# Help with training



## gimley (Aug 25, 2008)

I am new to BJJ and attend class 2 days a week 2 hour sessions each time and it is a awesome workout i love it.
I also do the gym 4 days a week light cv and medium to heavy weights, i am not a small guy at 96kg but am strong.

I am noticing that it does not matter how strong you are in BJJ it is about leverage and timing which is great.

To my question though, can anyone recomend some training i could do at the gym to help with my BJJ, i aint the most flexiable guy in the world but i am getting better.

Thanks for the help


----------



## arnisador (Aug 25, 2008)

Flexibility certainly helps, esp. in the legs! Cardio is probably the biggest issue at this point, so you can keep rolling.


----------



## Steve (Aug 25, 2008)

Flexibility is good.  Core strength is great.  

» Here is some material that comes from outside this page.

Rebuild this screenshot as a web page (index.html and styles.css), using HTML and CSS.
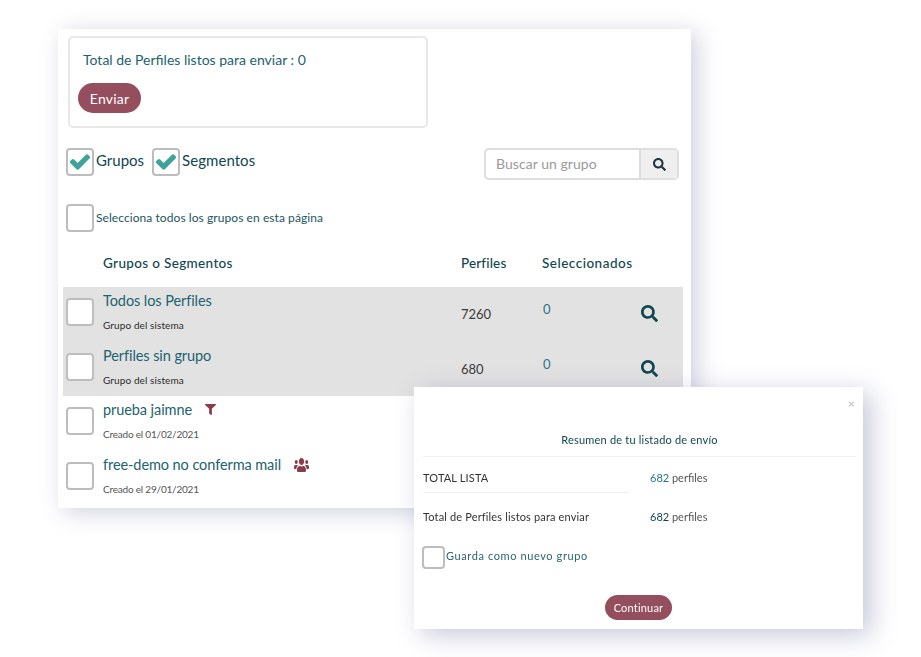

While strong arms and legs helps, a strong core is really going to serve you well.  Pay attention to your back, too.  A strong core isn't just your abs.  It's your obliques and your back, too.  

If you want the best, most valuable DVD you can buy, check out Grapplearts.com and buy the Grappling Drills DVD.  it's awesome.  You'll gain agility and strength specific to grappling.


----------



## tko4u (Sep 5, 2008)

Cardio is great. You need that so that you can last long enough to pull off your moves. after that, stretch, stretch, stretch. you need to also jump rope to build your legs so that you can transition from gaurd and what not. Good luck


----------



## Skpotamus (Sep 6, 2008)

Try getting a heavy bag and doing guard drills.  http://www.lockflow.com/article_view.php?id=2031  for more info.  I added lifting the heavy bag with my hips into it as well.  (they have a lot of good drills on that site)

Work on compound lifts that work the body as one unit and force your core to stabilize.  Look into Turkish Get ups and Overhead squats as a core supplement to your normal lifting.  Check out scrapper's bodyweight workouts for body weight core training http://www.trainforstrength.com/

Stretch out a lot.  Get a good book on flexibility for martial arts, I recommend Thomas Kurz or Pavel Tsatsouline.  

Honestly though, if you just stuck with the drilling you get in your normal BJJ classes, you'll be fine.


----------